Teenagers could soon have the opportunity to start their own business through two-week summer school programmes run by local companies.
Chancellor Gordon Brown conceived the idea based upon inspiration from Sir Alan Sugar, and Whitehall is currently drafting the details for a launch in two years' time, it has emerged.
The course will be aimed at students aged 12 to 18 and will feature lessons on how to create a viable business plan and raise finance. Students will also hear lectures from successful local entrepreneurs.
"If we are to have enterprise in our boardrooms it must start in our classrooms," Brown told the Sunday Telegraph. "I want a Britain of ambition and achievement where there is no ceiling on talent, no limit to potential, no cap on aspiration."

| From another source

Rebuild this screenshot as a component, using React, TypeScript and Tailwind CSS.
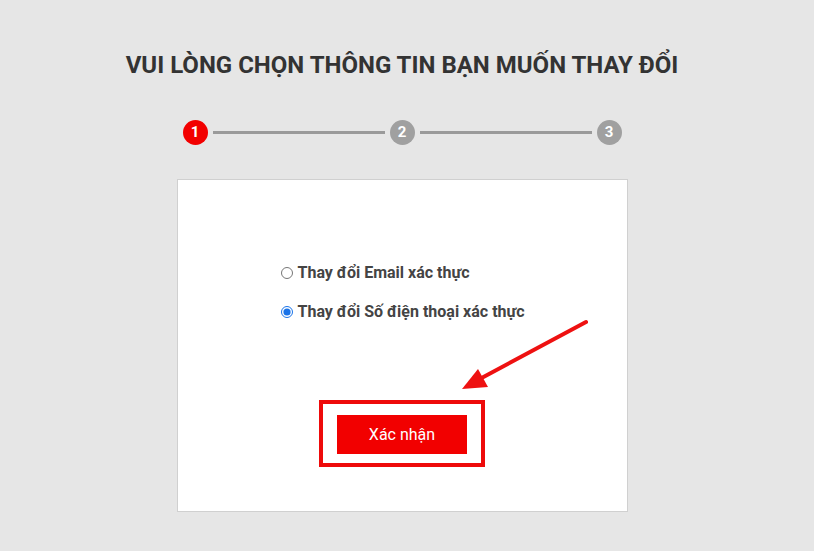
import React, { useState } from 'react'

const STEPS = ['1', '2', '3']

export default function App() {
  const [choice, setChoice] = useState('phone')

  return (
    <div className="min-h-[551px] w-full bg-[#e6e6e6] pr-[10px] font-['Roboto','Liberation_Sans',sans-serif]">
      <h1 className="pt-[51px] text-center text-[24px] font-bold leading-[28px] text-[#333333]">
        VUI LÒNG CHỌN THÔNG TIN BẠN MUỐN THAY ĐỔI
      </h1>

      {/* Stepper */}
      <div className="mx-auto mt-[41px] flex w-[439px] items-center">
        {STEPS.map((s, i) => (
          <React.Fragment key={s}>
            {i > 0 && <div className="mx-[5px] h-[3px] flex-1 bg-[#9a9a9a]" />}
            <div
              className={`flex h-[25px] w-[25px] items-center justify-center rounded-full text-[15px] font-bold text-white ${
                i === 0 ? 'bg-[#f20000]' : 'bg-[#a0a0a0]'
              }`}
            >
              {s}
            </div>
          </React.Fragment>
        ))}
      </div>

      {/* Card */}
      <div className="relative mx-auto mt-[34px] h-[333px] w-[451px] border border-[#d0d0d0] bg-white">
        <div className="mx-auto mt-[83px] flex w-[243px] flex-col gap-[19px] whitespace-nowrap">
          <label className="flex items-center gap-[5px] text-[16px] font-bold leading-[20px] text-[#444444]">
            <input
              type="radio"
              name="choice"
              checked={choice === 'email'}
              onChange={() => setChoice('email')}
              className="m-0 h-[12px] w-[12px] shrink-0 accent-[#1a73e8]"
            />
            Thay đổi Email xác thực
          </label>
          <label className="flex items-center gap-[5px] text-[16px] font-bold leading-[20px] text-[#444444]">
            <input
              type="radio"
              name="choice"
              checked={choice === 'phone'}
              onChange={() => setChoice('phone')}
              className="m-0 h-[12px] w-[12px] shrink-0 accent-[#1a73e8]"
            />
            Thay đổi Số điện thoại xác thực
          </label>
        </div>

        {/* Highlighted button */}
        <div className="mx-auto mt-[78px] flex h-[67px] w-[166px] items-center justify-center border-[4px] border-[#ee0a0a] pt-[2px]">
          <button className="h-[39px] w-[130px] bg-[#f20000] text-[16px] text-white">Xác nhận</button>
        </div>

        {/* Annotation arrow */}
        <svg className="absolute left-[270px] top-[135px]" width="150" height="80" viewBox="0 0 150 80">
          <line x1="138" y1="7" x2="28" y2="66" stroke="#ee1111" strokeWidth="4" strokeLinecap="round" />
          <polygon points="14,74 30,54 40,72" fill="#ee1111" />
        </svg>
      </div>
    </div>
  )
}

Brown reportedly came up with the idea after hearing Sugar address a teenage audience. A source close to Brown said that Sugar's flamboyant style and the success of his TV show The Apprentice made the idea of starting a business more exciting in the minds of young people.
Sugar, himself, left school at 16 and made his fortune through business ventures, and Brown said he would like teenagers who are not interested in pursuing higher education to follow the businessman's example with encouragement at every level.
Ministers, meanwhile, hope the plan will be popular with parents as an alternative form of childcare.
Due to the level of funding required for such a project, it is understood that education secretary Ruth Kelly will ask to begin the programme in 2007.